A traição aos seguidores assume proporções épicas quando se considera que muitos arriscaram patrimônio, relacionamentos familiares e até mesmo a liberdade em nome das mentiras que agora são descaradamente admitidas. Enquanto o ex-presidente negocia sua sobrevivência jurídica, aqueles que acreditaram em suas palavras — muitos deles hoje presos — se veem abandonados como peças descartáveis de um jogo político que nunca compreenderam completamente. Esta é talvez a lição mais cruel sobre populismo autoritário: a rapidez com que líderes desta estirpe abandonam seus seguidores quando a pressão aumenta, revelando que os consideravam meros instrumentos para seus projetos pessoais de poder.
O episódio também levanta questões inquietantes sobre o estado da racionalidade coletiva nacional. Como explicar que milhares de pessoas acreditaram que cantar hinos patrióticos para pneus de caminhão teria algum efeito político significativo? Como compreender que cidadãos aparentemente educados depositaram suas esperanças na intervenção extraterrestre, chegando ao ponto de colocar aparelhos celulares na testa para estabelecer contato com alienígenas que impediriam a posse de um presidente legitimamente eleito? Estes comportamentos bizarros não podem ser simplesmente ignorados como excentricidades isoladas, pois revelam algo profundamente perturbador sobre o nível de manipulação psicológica a que foram submetidas grandes parcelas da população brasileira.

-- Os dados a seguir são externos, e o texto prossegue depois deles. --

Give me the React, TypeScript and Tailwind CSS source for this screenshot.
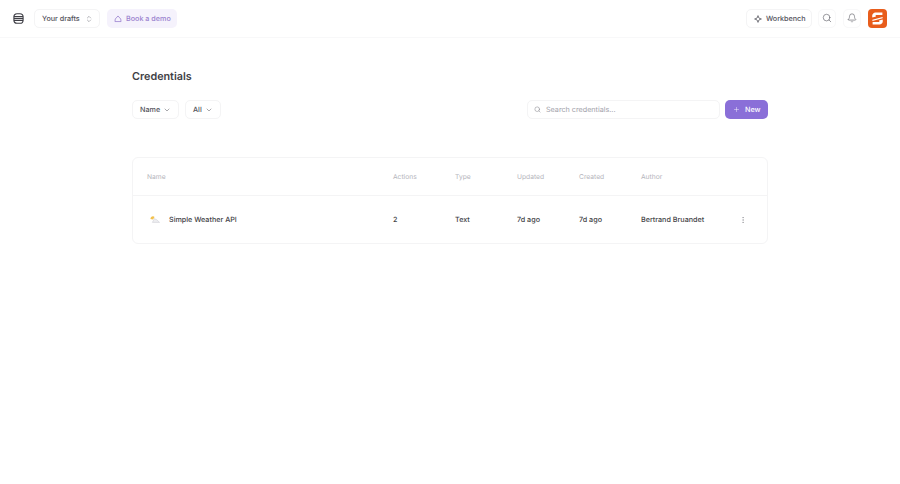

A construção desta realidade paralela não foi obra de um único homem, mas resultado de um sistema complexo que envolveu plataformas digitais, influenciadores pagos e uma rede de desinformação que se alimentava da polarização social. Bolsonaro soube como poucos explorar algoritmos de redes sociais que amplificavam conteúdos extremos, transformando frustrações legítimas em combustível para teorias conspiratórias cada vez mais absurdas. A responsabilidade individual dos seguidores existe, mas não pode obscurecer o fato de que foram vítimas de uma manipulação industrial, planejada e executada com métodos que beiram a lavagem cerebral coletiva.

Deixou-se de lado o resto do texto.